Il Consiglio di Stato
riportando il testo del comma di cui sopra aggiunge: “estendendo quindi l’istituto della VIA c.d. postuma agli impianti già
realizzati o in corso di realizzazione”.
La sentenza fa un'altra importante
affermazione per cui essendo: “…il procedimento di VIA
conforme alla normativa comunitaria, ed anzi da questa imposto, la sua pretesa
da parte dell’amministrazione non è qualificabile come illegittima e, pertanto,
produttiva di responsabilità, con conseguente obbligo risarcitorio.”. Come dire quando una
Amministrazione pubblica motivatamente impone l’avvio di una VIA postuma o ex-post
non può certo incorrere in una causa di risarcimento danni per allungamento dei
tempi di realizzazione di un impianto.
Semmai il problema di un eventuale risarcimento si potrebbe
porre non nel caso di imposizione legittima di una procedura di VIA ex-post ma
nel caso del mancato tempestivo
adeguamento della normativa interna alla direttiva comunitaria che ha indotto
una data impresa a fare affidamento sulla legittimità dei provvedimenti di
esenzione dalla VIA.
Infine la sentenza
conferma che la VIA postuma si applica a impianti che non avendo avuto la VIA in fase di autorizzazione iniziale, nel caso in cui presentino una proposta di modifica devono
recuperare la lacuna procedurale con, appunto, la VIA ex post.
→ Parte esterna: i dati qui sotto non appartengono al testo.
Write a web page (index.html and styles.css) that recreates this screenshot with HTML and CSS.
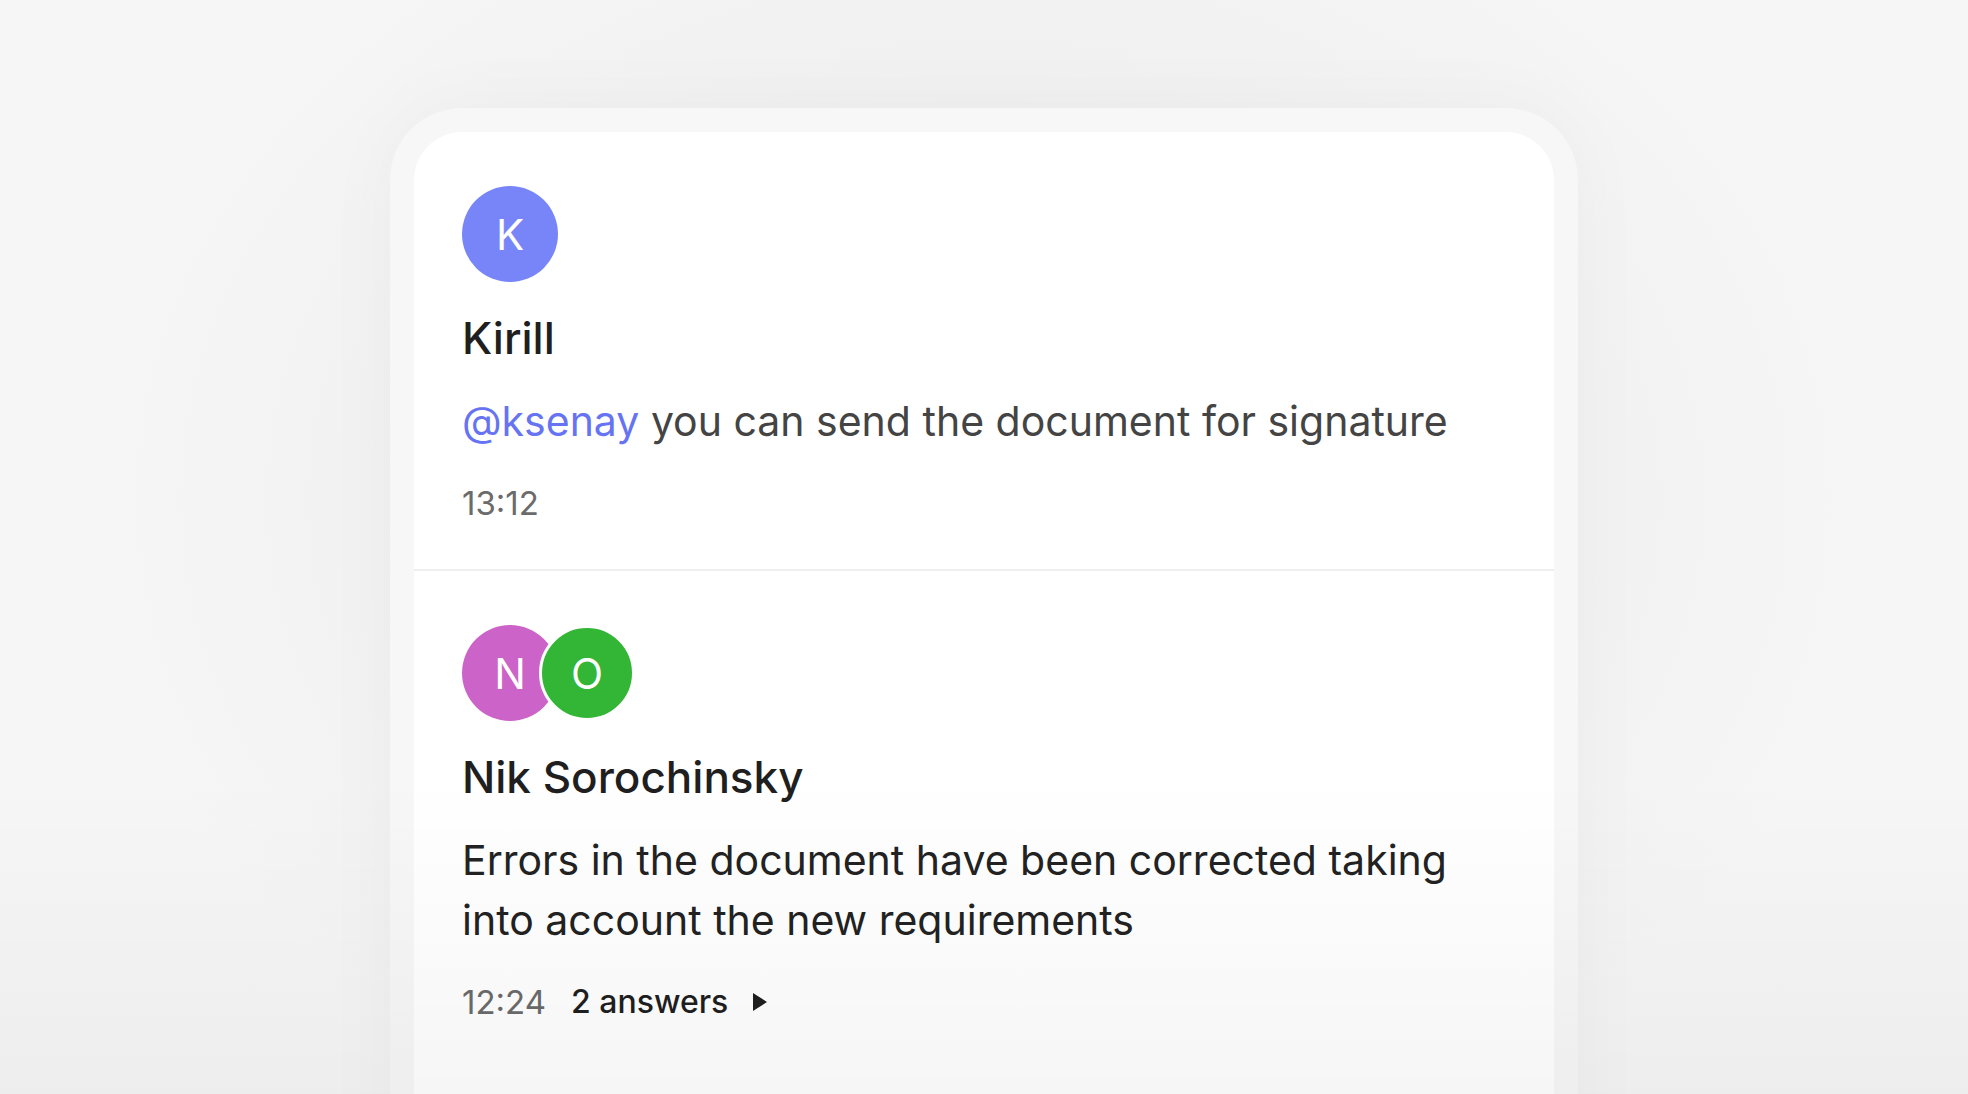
FILE: index.html
```html
<!DOCTYPE html>
<html lang="en">
<head>
<meta charset="utf-8">
<title>Comments</title>
<link rel="stylesheet" href="styles.css">
</head>
<body>
<div class="stage">
  <div class="frame">
    <div class="card">
      <div class="item">
        <div class="avatars">
          <div class="avatar avatar-k">K</div>
        </div>
        <div class="name">Kirill</div>
        <div class="message read"><span class="mention">@ksenay</span> you can send the document for signature</div>
        <div class="meta"><span class="time">13:12</span></div>
      </div>
      <div class="item">
        <div class="avatars">
          <div class="avatar avatar-n">N</div>
          <div class="avatar avatar-o">O</div>
        </div>
        <div class="name">Nik Sorochinsky</div>
        <div class="message">Errors in the document have been corrected taking<br>into account the new requirements</div>
        <div class="meta">
          <span class="time">12:24</span>
          <span class="answers">2 answers</span>
          <svg class="arrow" width="16" height="20" viewBox="0 0 16 20"><path d="M1 1 L15 10 L1 19 Z" fill="#1f1f1f"/></svg>
        </div>
      </div>
    </div>
  </div>
  <div class="fade"></div>
</div>
</body>
</html>
```

FILE: styles.css
```css
html, body {
  margin: 0;
  padding: 0;
  height: 100%;
}
body {
  overflow: hidden;
  background: #f3f3f3;
  font-family: Inter, "Noto Sans", sans-serif;
}
.stage {
  position: relative;
  height: 100vh;
  overflow: hidden;
  padding-top: 108px;
  box-sizing: border-box;
  background: radial-gradient(ellipse 900px 700px at 984px 500px, #ebebeb 0%, #f0f0f0 55%, #f6f6f6 100%);
}
.frame {
  width: 1188px;
  margin: 0 auto;
  box-sizing: border-box;
  padding: 24px 24px 0;
  background: #f7f7f7;
  border-radius: 72px 72px 0 0;
  height: 1100px;
  box-shadow: 0 0 80px rgba(0, 0, 0, 0.035);
}
.card {
  background: #ffffff;
  border-radius: 48px 48px 0 0;
  height: 100%;
}
.item {
  display: flex;
  flex-direction: column;
  align-items: flex-start;
  padding: 54px 48px 42px;
}
.item + .item {
  border-top: 2px solid #efefef;
}
.avatars {
  display: flex;
  height: 96px;
}
.avatar {
  width: 96px;
  height: 96px;
  border-radius: 50%;
  display: flex;
  align-items: center;
  justify-content: center;
  color: #ffffff;
  font-size: 42px;
  font-weight: 400;
  box-sizing: border-box;
}
.avatar-k { background: #7785f9; }
.avatar-n { background: #cb63c8; }
.avatar-o {
  background: #33b535;
  border: 3px solid #ffffff;
  margin-left: -19px;
}
.name {
  margin-top: 28px;
  font-size: 44px;
  line-height: 56px;
  font-weight: 500;
  color: #1f1f1f;
}
.message {
  margin-top: 25px;
  font-size: 41px;
  line-height: 60px;
  color: #222222;
}
.message.read { color: #444444; }
.mention { color: #6673f2; }
.meta {
  margin-top: 28px;
  display: flex;
  align-items: center;
  height: 48px;
}
.time {
  font-size: 33px;
  line-height: 48px;
  color: #6b6b6b;
}
.answers {
  margin-left: 25px;
  font-size: 32px;
  line-height: 48px;
  font-weight: 500;
  color: #1f1f1f;
}
.arrow {
  margin-left: 24px;
}
.fade {
  position: absolute;
  left: 0;
  right: 0;
  bottom: 0;
  height: 320px;
  background: linear-gradient(to bottom, rgba(0,0,0,0) 0%, rgba(0,0,0,0.035) 100%);
  pointer-events: none;
}
```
Qui la sentenza
cita un parere dell’Avvocatura di Stato secondo il quale: “, l’aumento di potenza dell’impianto, l’ha
fatto ricadere nell’ambito applicativo della summenzionata procedura”.
Concludendo, la sentenza del
Consiglio di Stato e la norma nazionale (ma abbiamo visto al’inizio del post
anche la giurisprudenza comunitaria) sono chiarissime e si pone per l’ennesima
volta la domanda perché la Regione Liguria continua a sostenere che la VIA ex
post non è più applicabile perché non esiste una normativa nazionale e
regionale che la disciplini?
P.S.
applicare la VIA ex post non è un orpello formalistico ma vuol dire che l'impianto esistente o in fase di realizzazione che non ha avuto una corretta valutazione di impatto ambientale funzionerà senza avere subito un verifica complessiva dell'impatto che lo stesso ha sull'ambiente circostante e la salute dei cittadini residenti nella zona, a precindere dal fatto che rispetti o meno singole prescrizioni sulle sue emissioni inquinanti. Della serie rispetta i limiti di legge sui singoli inquinanti ma è complessivamente incompatibile con quel sito, ecco la VIA ex post serve proprio ad evitare questo rischio se svolta correttamente!